> [What the task asks]
Search the data for the word "components". Reproduce every line where it is found.

> [Data provided]
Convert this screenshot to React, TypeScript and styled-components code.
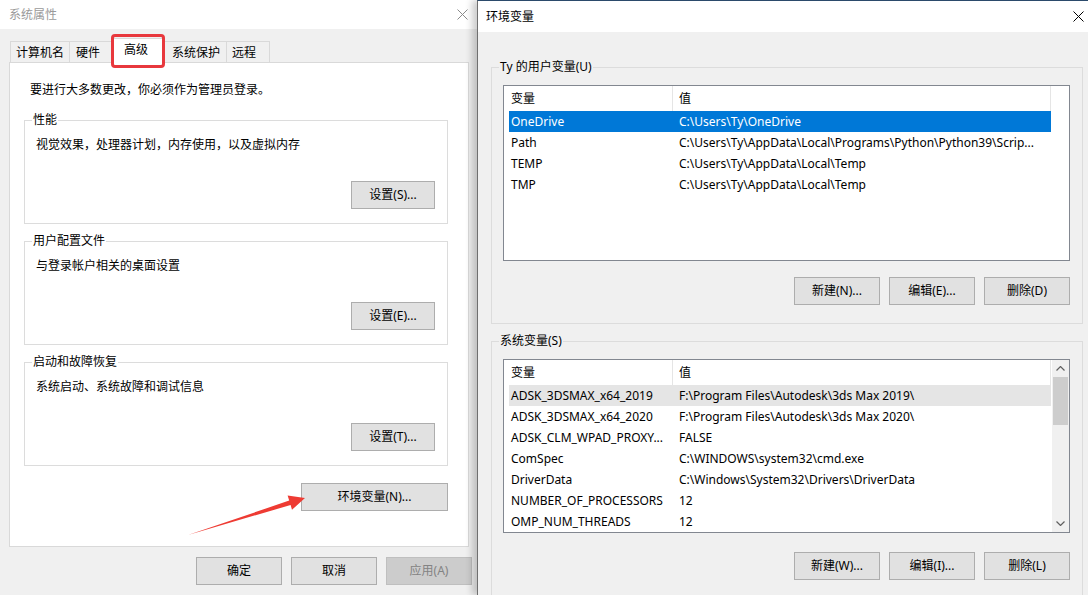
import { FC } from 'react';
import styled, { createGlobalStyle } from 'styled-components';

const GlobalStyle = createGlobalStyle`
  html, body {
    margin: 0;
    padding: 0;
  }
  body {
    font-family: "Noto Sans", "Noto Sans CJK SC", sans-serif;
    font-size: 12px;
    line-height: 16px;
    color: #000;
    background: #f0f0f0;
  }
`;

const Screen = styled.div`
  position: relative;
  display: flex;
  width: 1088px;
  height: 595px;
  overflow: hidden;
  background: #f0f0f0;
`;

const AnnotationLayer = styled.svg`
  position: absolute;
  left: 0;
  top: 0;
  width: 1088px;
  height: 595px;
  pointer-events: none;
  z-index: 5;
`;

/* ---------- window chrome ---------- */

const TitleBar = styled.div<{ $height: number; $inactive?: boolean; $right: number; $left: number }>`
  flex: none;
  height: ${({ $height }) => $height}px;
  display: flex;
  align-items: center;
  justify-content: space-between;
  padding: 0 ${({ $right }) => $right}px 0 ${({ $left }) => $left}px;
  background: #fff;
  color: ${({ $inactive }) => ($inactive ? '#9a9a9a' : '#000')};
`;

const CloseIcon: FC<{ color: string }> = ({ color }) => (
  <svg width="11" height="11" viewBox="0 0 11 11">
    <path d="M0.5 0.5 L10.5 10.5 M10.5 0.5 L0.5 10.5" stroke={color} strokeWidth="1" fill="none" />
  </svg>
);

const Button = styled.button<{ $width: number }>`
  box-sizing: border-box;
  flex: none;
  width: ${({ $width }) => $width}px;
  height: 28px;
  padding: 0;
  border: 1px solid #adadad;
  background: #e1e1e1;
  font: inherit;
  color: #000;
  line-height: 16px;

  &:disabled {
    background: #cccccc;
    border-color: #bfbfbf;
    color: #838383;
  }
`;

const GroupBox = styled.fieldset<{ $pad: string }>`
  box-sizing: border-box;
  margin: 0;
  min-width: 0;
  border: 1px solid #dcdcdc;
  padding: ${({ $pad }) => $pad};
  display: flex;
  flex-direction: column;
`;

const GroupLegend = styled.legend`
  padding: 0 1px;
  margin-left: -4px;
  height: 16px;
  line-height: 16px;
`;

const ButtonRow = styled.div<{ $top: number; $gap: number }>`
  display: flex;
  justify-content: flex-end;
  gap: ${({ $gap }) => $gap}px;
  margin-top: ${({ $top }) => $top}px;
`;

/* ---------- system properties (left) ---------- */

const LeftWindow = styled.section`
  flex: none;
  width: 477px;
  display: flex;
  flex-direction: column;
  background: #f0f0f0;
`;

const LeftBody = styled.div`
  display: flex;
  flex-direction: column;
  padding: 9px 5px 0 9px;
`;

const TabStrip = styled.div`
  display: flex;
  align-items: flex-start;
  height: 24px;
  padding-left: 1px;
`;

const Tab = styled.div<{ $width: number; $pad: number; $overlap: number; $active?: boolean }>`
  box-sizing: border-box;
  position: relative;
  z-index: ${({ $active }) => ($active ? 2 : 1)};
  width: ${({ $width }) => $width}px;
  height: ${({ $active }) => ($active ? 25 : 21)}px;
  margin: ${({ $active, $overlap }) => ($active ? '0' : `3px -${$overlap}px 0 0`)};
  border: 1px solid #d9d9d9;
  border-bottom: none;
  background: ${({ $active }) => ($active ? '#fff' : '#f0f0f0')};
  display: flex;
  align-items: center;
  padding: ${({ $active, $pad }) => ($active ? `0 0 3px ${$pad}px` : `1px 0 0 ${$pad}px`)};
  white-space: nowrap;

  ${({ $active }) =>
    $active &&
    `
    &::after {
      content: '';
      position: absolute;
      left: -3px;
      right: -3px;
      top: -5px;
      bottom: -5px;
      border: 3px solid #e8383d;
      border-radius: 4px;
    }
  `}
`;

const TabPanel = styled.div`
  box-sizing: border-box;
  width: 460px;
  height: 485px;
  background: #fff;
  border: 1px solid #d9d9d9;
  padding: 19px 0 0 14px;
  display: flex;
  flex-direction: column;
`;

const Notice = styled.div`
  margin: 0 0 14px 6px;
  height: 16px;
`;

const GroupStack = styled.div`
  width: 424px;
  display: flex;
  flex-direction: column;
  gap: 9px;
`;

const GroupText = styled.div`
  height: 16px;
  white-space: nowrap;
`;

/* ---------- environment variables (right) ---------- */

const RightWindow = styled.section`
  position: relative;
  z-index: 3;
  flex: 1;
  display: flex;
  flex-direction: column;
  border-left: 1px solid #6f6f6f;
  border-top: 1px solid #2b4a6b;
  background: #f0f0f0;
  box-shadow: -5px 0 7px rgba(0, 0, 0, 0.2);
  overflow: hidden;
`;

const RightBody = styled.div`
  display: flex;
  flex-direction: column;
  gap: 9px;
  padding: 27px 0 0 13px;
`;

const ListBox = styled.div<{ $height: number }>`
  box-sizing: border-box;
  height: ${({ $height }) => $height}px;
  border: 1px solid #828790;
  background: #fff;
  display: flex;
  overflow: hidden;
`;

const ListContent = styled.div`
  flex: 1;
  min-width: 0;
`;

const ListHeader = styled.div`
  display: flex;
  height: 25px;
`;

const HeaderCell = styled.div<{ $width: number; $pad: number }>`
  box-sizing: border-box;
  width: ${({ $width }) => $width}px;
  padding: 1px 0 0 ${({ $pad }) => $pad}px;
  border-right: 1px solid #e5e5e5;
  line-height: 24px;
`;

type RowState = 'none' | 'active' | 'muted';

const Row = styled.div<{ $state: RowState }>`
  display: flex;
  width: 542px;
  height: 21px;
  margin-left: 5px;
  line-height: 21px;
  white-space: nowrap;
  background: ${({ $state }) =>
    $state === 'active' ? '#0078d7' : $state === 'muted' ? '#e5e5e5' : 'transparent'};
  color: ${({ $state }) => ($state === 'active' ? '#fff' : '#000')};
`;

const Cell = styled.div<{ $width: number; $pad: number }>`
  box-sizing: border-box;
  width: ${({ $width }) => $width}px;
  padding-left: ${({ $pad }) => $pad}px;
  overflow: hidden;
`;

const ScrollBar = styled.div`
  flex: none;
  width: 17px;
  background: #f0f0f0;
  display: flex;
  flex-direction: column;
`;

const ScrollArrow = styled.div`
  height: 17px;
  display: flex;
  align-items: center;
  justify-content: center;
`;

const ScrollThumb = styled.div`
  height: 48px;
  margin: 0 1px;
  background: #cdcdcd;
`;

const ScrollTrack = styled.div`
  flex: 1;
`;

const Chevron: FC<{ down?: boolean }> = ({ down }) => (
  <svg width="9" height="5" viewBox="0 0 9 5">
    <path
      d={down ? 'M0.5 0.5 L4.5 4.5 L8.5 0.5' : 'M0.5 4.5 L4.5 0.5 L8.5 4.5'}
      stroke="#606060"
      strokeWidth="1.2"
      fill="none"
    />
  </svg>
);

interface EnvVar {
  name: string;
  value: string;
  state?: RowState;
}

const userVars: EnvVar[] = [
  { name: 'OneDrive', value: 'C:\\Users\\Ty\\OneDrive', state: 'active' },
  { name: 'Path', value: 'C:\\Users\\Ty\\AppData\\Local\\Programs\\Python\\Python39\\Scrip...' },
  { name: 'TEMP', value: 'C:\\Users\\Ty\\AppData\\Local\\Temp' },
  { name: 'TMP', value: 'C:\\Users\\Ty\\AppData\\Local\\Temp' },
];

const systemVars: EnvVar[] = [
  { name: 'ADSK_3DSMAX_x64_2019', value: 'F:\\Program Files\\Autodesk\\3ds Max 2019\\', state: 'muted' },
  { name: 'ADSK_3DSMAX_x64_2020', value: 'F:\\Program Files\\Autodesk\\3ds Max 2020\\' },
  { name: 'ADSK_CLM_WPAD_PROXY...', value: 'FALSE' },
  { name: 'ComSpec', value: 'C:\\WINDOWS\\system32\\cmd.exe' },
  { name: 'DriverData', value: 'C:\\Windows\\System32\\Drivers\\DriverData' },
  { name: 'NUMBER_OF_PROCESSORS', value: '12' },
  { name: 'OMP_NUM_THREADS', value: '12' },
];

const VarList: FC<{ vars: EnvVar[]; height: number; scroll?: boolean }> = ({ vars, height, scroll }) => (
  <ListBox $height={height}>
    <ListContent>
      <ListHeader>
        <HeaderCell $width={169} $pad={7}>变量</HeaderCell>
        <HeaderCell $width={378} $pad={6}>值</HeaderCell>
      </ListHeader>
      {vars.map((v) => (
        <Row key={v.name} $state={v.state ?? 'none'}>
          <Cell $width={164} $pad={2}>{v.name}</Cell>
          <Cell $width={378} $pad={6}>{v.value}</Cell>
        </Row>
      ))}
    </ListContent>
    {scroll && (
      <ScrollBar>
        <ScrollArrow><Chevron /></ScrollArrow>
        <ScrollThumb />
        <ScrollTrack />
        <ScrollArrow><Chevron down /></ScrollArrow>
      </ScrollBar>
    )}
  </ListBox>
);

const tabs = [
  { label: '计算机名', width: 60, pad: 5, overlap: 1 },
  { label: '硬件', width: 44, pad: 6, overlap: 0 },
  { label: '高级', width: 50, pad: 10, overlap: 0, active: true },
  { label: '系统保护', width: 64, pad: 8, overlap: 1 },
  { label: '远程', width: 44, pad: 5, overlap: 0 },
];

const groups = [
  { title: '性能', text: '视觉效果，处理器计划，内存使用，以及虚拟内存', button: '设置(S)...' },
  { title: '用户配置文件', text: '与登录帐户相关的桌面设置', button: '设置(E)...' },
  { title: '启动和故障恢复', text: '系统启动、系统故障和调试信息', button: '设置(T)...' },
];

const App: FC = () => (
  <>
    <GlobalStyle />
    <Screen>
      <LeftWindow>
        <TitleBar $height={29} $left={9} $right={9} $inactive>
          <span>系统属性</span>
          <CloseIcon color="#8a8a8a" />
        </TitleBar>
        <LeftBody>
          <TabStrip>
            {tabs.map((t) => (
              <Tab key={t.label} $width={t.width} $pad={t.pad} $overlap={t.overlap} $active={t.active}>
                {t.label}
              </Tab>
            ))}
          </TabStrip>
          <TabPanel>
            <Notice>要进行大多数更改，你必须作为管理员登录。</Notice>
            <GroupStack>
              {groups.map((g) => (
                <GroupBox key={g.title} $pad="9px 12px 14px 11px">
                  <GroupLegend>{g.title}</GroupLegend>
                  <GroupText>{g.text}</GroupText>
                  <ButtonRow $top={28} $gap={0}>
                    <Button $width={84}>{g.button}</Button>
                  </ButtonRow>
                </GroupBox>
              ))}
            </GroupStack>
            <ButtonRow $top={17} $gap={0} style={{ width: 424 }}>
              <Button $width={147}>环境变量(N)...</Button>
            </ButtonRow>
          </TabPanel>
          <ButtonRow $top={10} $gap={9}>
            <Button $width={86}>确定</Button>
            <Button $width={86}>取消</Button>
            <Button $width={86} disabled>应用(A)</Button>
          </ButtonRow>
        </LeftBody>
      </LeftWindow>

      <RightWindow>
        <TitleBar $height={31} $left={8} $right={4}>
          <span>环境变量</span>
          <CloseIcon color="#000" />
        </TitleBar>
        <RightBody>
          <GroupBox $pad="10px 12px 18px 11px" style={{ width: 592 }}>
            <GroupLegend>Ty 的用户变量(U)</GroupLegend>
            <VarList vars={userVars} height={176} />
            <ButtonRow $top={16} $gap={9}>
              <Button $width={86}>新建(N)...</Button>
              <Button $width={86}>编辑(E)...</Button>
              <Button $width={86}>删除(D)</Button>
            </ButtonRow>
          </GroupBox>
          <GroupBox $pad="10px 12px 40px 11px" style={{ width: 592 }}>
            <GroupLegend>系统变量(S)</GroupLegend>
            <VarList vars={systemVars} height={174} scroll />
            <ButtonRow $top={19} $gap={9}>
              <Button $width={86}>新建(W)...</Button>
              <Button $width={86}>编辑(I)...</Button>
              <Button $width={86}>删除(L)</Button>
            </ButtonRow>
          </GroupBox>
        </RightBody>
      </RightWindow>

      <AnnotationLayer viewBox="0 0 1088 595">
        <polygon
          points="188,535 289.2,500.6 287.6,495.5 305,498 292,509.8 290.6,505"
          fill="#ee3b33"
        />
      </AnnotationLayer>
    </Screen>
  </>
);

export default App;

> [Worked solution]
Convert this screenshot to React, TypeScript and styled-components code.
import styled, { createGlobalStyle } from 'styled-components';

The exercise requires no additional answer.